Monday, March 23, 2009

Drinking in Belfast


The Polish bartender flashed a blushing smile. He reached over the bar, pulled my head closer, and planted a surprise kiss. “Tonight,” he beamed over the unce-unce-unce club music, “You drink for free!”

Had we been in Kraków or Gdańsk, this might have played out differently. But in Belfast, where I’d come to hear music, the Polish are a new and growing minority. Poles had immigrated in appreciable numbers only since Poland joined the EU in 2004 but already in Irish towns, business banners in English and Polish—or even Gaelic and Polish—are no longer the discordant signage they once seemed.

Sebastian, the beaming bartender, came after hearing of job opportunities. Before settling on Northern Ireland’s capital, he hadn’t spoken any English. Like many of his compatriots, he began work in the service industry; like many, he was self-conscious of his fluency. He shouldn’t have worried.
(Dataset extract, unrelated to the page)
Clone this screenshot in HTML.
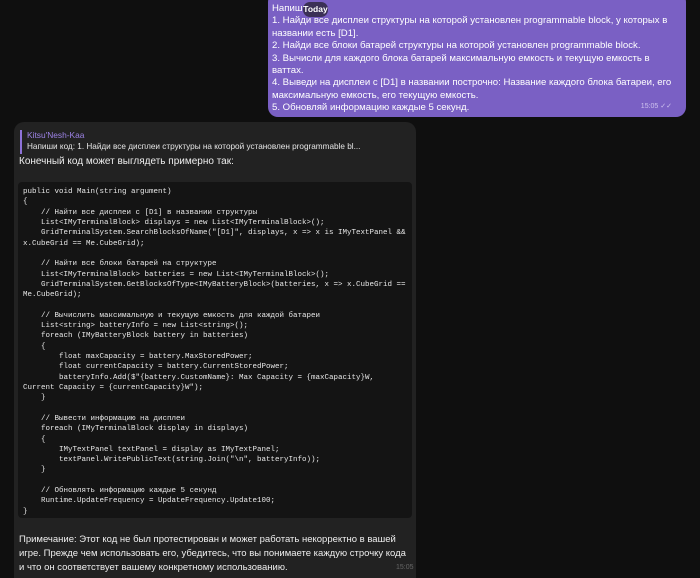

During an idle moment, I quizzed him about the North and he, in turn, asked about the United States. After days of exploring the city and slogging through the occasional barely-intelligible Norn Iron way with words, his flawless English—newly acquired yet nearly devoid of accent—was a blessing on my ears. I told him so.

Sebastian, apparently, had a button and I’d just pushed it. After that, he refused any money; true to his word, I drank for free.




.

Friday, March 20, 2009

American Distilling Institute's Brandy Conference

Bill Owens, the silent Bill Owens, the one who’s not talking, can give the impression of a passively curious man. He watches. He listens. Sometimes he peers over steepled fingertips or takes a quick note. But when that mouth opens, a dawning sense of mania begins to take hold. Owens is seized with a fever for, among other things, craft distilling.
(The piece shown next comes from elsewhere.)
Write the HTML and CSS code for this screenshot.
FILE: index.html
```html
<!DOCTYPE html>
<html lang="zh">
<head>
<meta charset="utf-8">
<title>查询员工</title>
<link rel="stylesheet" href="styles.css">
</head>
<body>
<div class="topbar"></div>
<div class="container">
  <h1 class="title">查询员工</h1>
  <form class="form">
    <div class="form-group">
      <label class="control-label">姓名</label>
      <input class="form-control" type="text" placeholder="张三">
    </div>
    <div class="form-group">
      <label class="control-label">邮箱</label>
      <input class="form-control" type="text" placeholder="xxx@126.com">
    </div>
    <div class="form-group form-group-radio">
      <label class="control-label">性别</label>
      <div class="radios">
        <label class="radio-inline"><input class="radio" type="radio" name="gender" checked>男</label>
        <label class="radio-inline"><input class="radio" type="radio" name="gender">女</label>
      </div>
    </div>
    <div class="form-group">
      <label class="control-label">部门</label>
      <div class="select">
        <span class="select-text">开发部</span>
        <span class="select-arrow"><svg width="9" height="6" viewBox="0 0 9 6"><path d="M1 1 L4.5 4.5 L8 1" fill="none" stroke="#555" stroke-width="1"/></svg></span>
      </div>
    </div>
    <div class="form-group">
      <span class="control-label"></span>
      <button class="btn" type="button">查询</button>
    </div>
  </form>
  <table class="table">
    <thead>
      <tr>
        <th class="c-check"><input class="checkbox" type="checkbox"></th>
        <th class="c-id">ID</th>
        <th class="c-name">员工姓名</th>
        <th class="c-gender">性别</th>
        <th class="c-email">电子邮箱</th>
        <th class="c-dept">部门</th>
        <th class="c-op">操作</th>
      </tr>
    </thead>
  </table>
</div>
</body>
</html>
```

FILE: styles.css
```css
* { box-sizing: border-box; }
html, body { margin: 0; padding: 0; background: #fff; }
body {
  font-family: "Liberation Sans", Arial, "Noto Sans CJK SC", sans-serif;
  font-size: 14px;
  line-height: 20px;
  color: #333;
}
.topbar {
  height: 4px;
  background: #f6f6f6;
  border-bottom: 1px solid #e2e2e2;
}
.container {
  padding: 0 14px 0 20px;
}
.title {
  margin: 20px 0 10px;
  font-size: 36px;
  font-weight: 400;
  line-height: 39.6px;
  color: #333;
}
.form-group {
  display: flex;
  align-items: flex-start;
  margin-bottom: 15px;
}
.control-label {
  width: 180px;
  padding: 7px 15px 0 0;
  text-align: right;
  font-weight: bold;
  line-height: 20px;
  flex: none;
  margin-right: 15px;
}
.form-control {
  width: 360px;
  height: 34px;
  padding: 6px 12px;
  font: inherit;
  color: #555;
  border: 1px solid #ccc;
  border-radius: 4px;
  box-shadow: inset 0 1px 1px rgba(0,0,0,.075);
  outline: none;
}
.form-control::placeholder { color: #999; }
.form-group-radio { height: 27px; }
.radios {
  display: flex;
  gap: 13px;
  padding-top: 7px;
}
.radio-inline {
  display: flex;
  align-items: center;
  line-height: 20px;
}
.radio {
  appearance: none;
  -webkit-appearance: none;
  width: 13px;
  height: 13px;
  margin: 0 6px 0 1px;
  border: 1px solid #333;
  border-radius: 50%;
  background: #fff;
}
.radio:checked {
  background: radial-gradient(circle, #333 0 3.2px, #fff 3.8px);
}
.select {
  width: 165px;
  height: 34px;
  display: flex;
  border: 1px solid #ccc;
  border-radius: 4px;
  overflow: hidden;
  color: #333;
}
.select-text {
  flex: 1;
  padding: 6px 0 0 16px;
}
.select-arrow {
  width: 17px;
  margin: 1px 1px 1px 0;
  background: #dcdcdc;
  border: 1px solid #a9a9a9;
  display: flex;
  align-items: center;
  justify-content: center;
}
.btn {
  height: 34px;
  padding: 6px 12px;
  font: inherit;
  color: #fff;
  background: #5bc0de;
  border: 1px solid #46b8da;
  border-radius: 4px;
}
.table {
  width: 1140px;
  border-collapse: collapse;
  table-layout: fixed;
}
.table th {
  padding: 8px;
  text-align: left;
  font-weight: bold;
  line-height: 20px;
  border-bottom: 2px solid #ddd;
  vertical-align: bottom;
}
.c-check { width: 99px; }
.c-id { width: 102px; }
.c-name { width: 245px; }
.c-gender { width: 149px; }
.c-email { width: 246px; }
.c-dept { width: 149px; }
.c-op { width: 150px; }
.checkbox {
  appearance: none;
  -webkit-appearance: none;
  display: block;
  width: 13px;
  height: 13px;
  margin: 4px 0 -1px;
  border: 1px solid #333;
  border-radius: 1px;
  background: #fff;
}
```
Avalanches have caused less confusion than the flurry of words, notions, and half-formed plans that leap from his tongue. “You know what somebody ought to do is…” and he’s off again, ideas tumbling one after another down a steep slope of logic until somehow, at the bottom, he’s convinced others that they are just the right people to implement his ideas.

Owens is president of The American Distilling Institute and from his office in Hayward, California, he’s emailed and called most every commercial distiller, rectifier, and merchant bottler in the United States. He is an indefatigable proponent of artisan, small-volume distilling. In a series of roadtrips, he’s traveled tens of thousands of miles, visiting as many craft distilleries as he could, meeting distillers, taking photos, making short videos, and convincing a lot of them that his organization ought to be the voice of artisan distilling.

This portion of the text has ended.